Day 307 – the last day!

 I must write this quickly, as there is much to do.  Just before I left my chair this morning, I saw someone coming down the road.  As I waited, my heart lurched…surely, surely that walk was familiar.   I began to walk towards him, hoping against hope that my instinct was correct, that this was my boy returning again.  The closer I got, the more sure I became, and the faster I walked.  That was his walk,even though he limped.  That was his tousled head, even though his hair was matted and unkempt.  His head was down, looking at the ground as he trudged down the road. 

 At the moment I knew, I began to run.  He heard my steps and looked up; his eyes grew wide and he dropped to his knees. He was gaunt, haggard and dirty, and his voice cracked and wavered as he spoke.

 

‘Dad!’ he choked, ‘I’m not worthy to be your son.  I’ve made a mess of it.  I’ve lost everything.  If you’ll just hire me as one of your servants, I’ll be the best servant you’ve ever had. I’ll earn my keep.  Just let me stay here. Please…’ Tears were streaming down his face as he glanced up, fear and despair plain to see in his eyes.

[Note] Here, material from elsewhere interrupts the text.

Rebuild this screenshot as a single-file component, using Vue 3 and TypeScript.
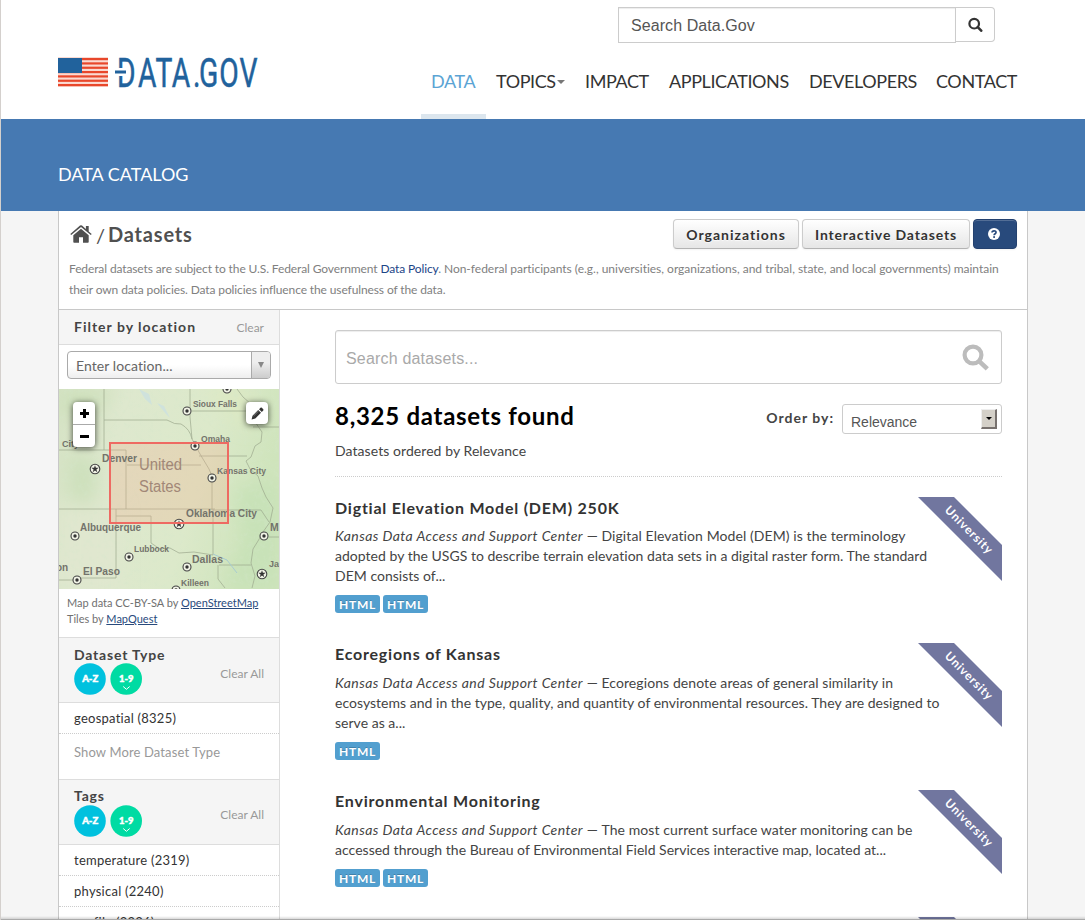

 Tears were streaming down my face as I pulled him to his feet and embraced his bony frame. ‘You’re home!  You’re home!’ was all I could manage to say, over and over.

 I half held him up as we walked the last bit to the house together.  By the time we got to the gate, I had my voice back.  I called for the servants to take him and let him get cleaned up and dressed as a son of the house should be dressed,  then I called for others to kill the celebration calf and make a feast.

 His older brother is plowing with the oxen in the far field…he will be so surprised when he comes in for supper!  Oh, we shall have a party tonight!

 He’s home!  My son is home!  The winter is over and the spring has come!